Okay, so for this week's ration recipe you need cake flour, Knox Gelatine Spread, baking powder, salt, eggs, milk or light cream, and sugar.

Cake flour, Knox Gelatine Spread, salt, milk, baking powder, salt, and eggs.
Those eggs came from our chickens! We're just starting to get 3 eggs a day.
 Sift the dry ingredients together. (Only put in 2 tsp. of the sugar though and reserve the rest.)

Cut in the Knox Gelatine spread until the mixture resembles coarse crumbs.

Separate one of the eggs and add the other egg to the yolk.


 Add the egg + egg yolk and the milk to the flour mixture until it comes together to form a ragged dough. If there's still a lot of flour left, though, definitely add a little extra milk.

Now this is where the recipe wasn't clear. Normally with biscuits and the like, you'd knead the dough for a few strokes to get it to come together more, but with scones you definitely don't want to do that. Unfortunately, I did and they made my scones turn out tough. It wasn't until later that I remembered my experience making scones some years ago and you pretty much just patted the dough together to avoid kneading it at all. On top of that when you added the cream you mixed it gently by hand. Well, I tried to follow this ration recipe the best I could so... Oh well.

Roll out the dough to a 1/2" thickness.

Cut dough into 3" squares and divide each square into two triangles. (I didn't measure, and just eye-balled it. So, I'm not sure if the portions are correct. The recipe didn't mention how many portions, so I wasn't as careful this time.

Put the triangles on a greased or parchment-lined cookie sheet. Brush on the egg white, then sprinkle on the reserved sugar.

Bake at 450ºF for 10 minutes. Serve hot or serve the next day by cutting in half and sandwiching a spread between.

The booklet also had quite a few ideas for spreads using the Knox Gelatine Spread. So, for a bonus I thought I'd post some of those recipes too.

I opted for the orange marmalade and spread mixture since I had some marmalade to use up.
 The recipe said to blend the two ingredients together.

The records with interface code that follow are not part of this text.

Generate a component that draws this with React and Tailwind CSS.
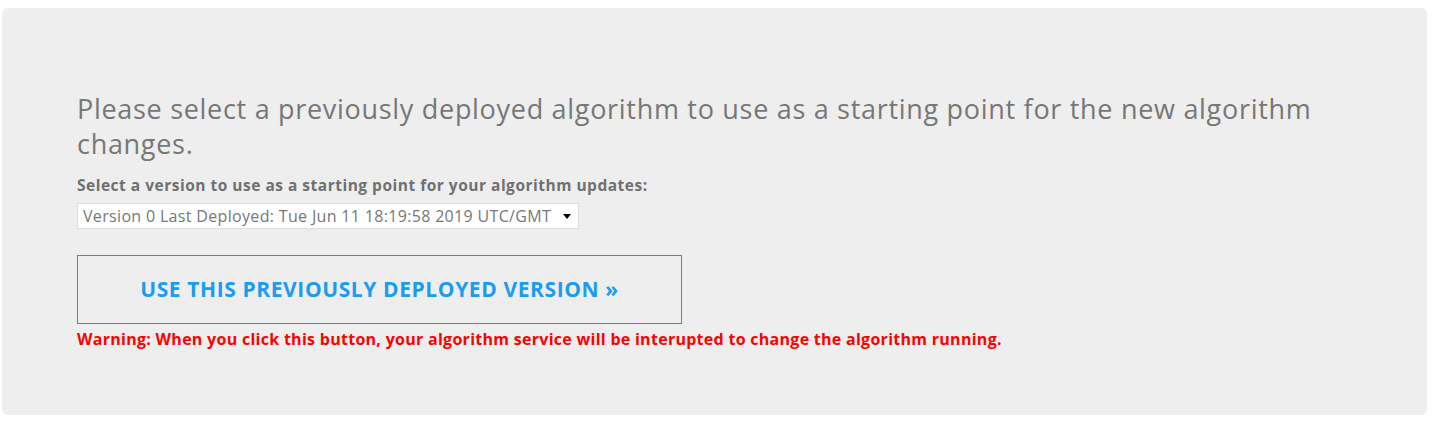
import React, { useState } from 'react';

const versions = [
  'Version 0 Last Deployed: Tue Jun 11 18:19:58 2019 UTC/GMT',
];

const App = () => {
  const [version, setVersion] = useState(versions[0]);

  return (
    <div className="bg-white pt-2 pl-[2px] pr-[15px] pb-[14px] font-['Open_Sans',sans-serif]">
      <div className="bg-[#eeeeee] rounded-md h-[407px] pl-[75px] pt-[83px]">
        <h2 className="text-[27px] leading-[35px] tracking-[0.7px] text-[#777777] font-normal max-w-[1250px]">
          Please select a previously deployed algorithm to use as a starting point for the new algorithm changes.
        </h2>

        <label className="block mt-[14px] text-[15.5px] leading-[20px] tracking-[0.5px] font-bold text-[#707070]">
          Select a version to use as a starting point for your algorithm updates:
        </label>

        <div className="relative mt-[8px] w-[502px]">
          <select
            value={version}
            onChange={(e) => setVersion(e.target.value)}
            className="appearance-none block w-full h-[26px] bg-white border border-[#dddddd] pl-[5px] pr-6 text-[16px] leading-[24px] tracking-[0.33px] text-[#777777] outline-none"
          >
            {versions.map((v) => (
              <option key={v} value={v}>{v}</option>
            ))}
          </select>
          <span className="pointer-events-none absolute right-[8px] top-[11px] w-0 h-0 border-l-[4px] border-r-[4px] border-t-[5px] border-l-transparent border-r-transparent border-t-black" />
        </div>

        <button className="mt-[26px] w-[605px] h-[69px] border border-[#2b93dd] bg-transparent text-[21px] font-bold text-[#1a9cf0] uppercase tracking-[0.6px]">
          Use this previously deployed version »
        </button>

        <p className="mt-[4px] text-[16px] leading-[22px] tracking-[0.28px] font-bold text-[#ff0000]">
          Warning: When you click this button, your algorithm service will be interupted to change the algorithm running.
        </p>
      </div>
    </div>
  );
};

export default App;
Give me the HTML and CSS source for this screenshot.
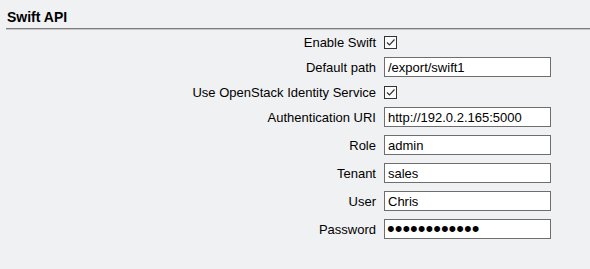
FILE: index.html
```html
<!DOCTYPE html>
<html>
<head>
<meta charset="utf-8">
<link rel="stylesheet" href="styles.css">
</head>
<body>
<div class="panel">
  <h2 class="title">Swift API</h2>
  <div class="form">
    <label class="label row-c">Enable Swift</label>
    <div class="field row-c"><span class="check"><svg width="11" height="11" viewBox="0 0 11 11"><path d="M2 5.5 L4.5 8 L9.5 2.5" fill="none" stroke="#333" stroke-width="1.2"/></svg></span></div>

    <label class="label row-i">Default path</label>
    <div class="field row-i"><input class="text" type="text" value="/export/swift1"></div>

    <label class="label row-c">Use OpenStack Identity Service</label>
    <div class="field row-c"><span class="check"><svg width="11" height="11" viewBox="0 0 11 11"><path d="M2 5.5 L4.5 8 L9.5 2.5" fill="none" stroke="#333" stroke-width="1.2"/></svg></span></div>

    <label class="label row-i">Authentication URI</label>
    <div class="field row-i"><input class="text" type="text" value="http://192.0.2.165:5000"></div>

    <label class="label row-i">Role</label>
    <div class="field row-i"><input class="text" type="text" value="admin"></div>

    <label class="label row-i">Tenant</label>
    <div class="field row-i"><input class="text" type="text" value="sales"></div>

    <label class="label row-i">User</label>
    <div class="field row-i"><input class="text" type="text" value="Chris"></div>

    <label class="label row-i">Password</label>
    <div class="field row-i"><input class="text pass" type="password" value="password1234"></div>
  </div>
</div>
</body>
</html>
```
FILE: styles.css
```css
html, body {
  margin: 0;
  padding: 0;
  background: #f0f1f3;
  font-family: "Liberation Sans", Arial, sans-serif;
  font-size: 13px;
  color: #000;
}
.panel {
  padding-top: 9px;
}
.title {
  margin: 0 0 0 6px;
  padding: 0 0 3px 1px;
  font-size: 14px;
  font-weight: bold;
  line-height: 16px;
  border-bottom: 1px solid #7d7d7d;
  box-shadow: 0 1px 0 #c8c8c8;
}
.form {
  display: grid;
  grid-template-columns: 376px 167px;
  column-gap: 8px;
  padding-top: 2px;
}
.label {
  text-align: right;
  display: flex;
  align-items: center;
  justify-content: flex-end;
}
.field {
  display: flex;
  align-items: center;
}
.row-c { height: 22px; }
.row-i { height: 28px; }
.check {
  box-sizing: border-box;
  width: 13px;
  height: 13px;
  border: 1px solid #333;
  background: #fbfbfb;
  display: flex;
  align-items: center;
  justify-content: center;
}
.check svg { display: block; }
.text {
  box-sizing: border-box;
  width: 167px;
  height: 20px;
  margin: 0;
  padding: 0 3px;
  border: 1px solid #6e6e6e;
  background: #fff;
  font-family: "Liberation Sans", Arial, sans-serif;
  font-size: 13px;
  color: #000;
  outline: none;
}
.pass {
  font-size: 22px;
  line-height: 18px;
  padding: 0 2px;
}
```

 And then it said to warm it over a pot of water on the stove to get the gelatine to dissolve. This step confused me, but I did as it said. Then I put the mixture in the fridge and it never set up again. It's still soupy. That is so weird and frustrating! So if you make this with marmalade and plain butter, skip the warming part!

The scones were unfortunately not very tender. And the spread was soupy. So I was bummed about this week's recipe. It just didn't turn out. Not to mention I'm not fond of straight white flour recipes. I just think they taste pasty and lacks depth. Can you tell I grew up eating whole wheat bread? :-)


I guess now is as good a time as any to mention, too, that for health reasons I'm having to eat gluten-free. It looks like it might be a permanent change in my life and it was really depressing to face this change smack in the middle of this project. It was devastating, actually. I've been trying to be creative and choose ration recipes that don't involve flour, especially since I did a lot of baking recipes toward the beginning of this project. I decided to cheat a little this week, but it's just not fun for me when I can't (or am not suppose to try) the recipe I make! I thought I could get by with others being my proxy for eating, but that's no fun either and my family doesn't have the same palette as me and it's hard to comment on their experience. *sigh* 

I'm still debating about approaching ration recipes involving flour with gluten-free flour and xanthan gum, but the historian in me is fighting against that idea. I have to think about it for awhile longer. So, I'm going to continue to be creative in this project. Finishing the project is the most important thing right now to me, so we'll see how it goes!

Here are the recipes:

Recipes from Knox Gelatine Booklet

Have fun with these! Some of them sound pretty good.
Just use regular butter if the Knox Gelatine Spread freaks you out. :-)

Comments

  1. Well, luckily flour was rationed, so there are quite a few wheatless recipes floating around. I don't know how much gluten is in other grains, though.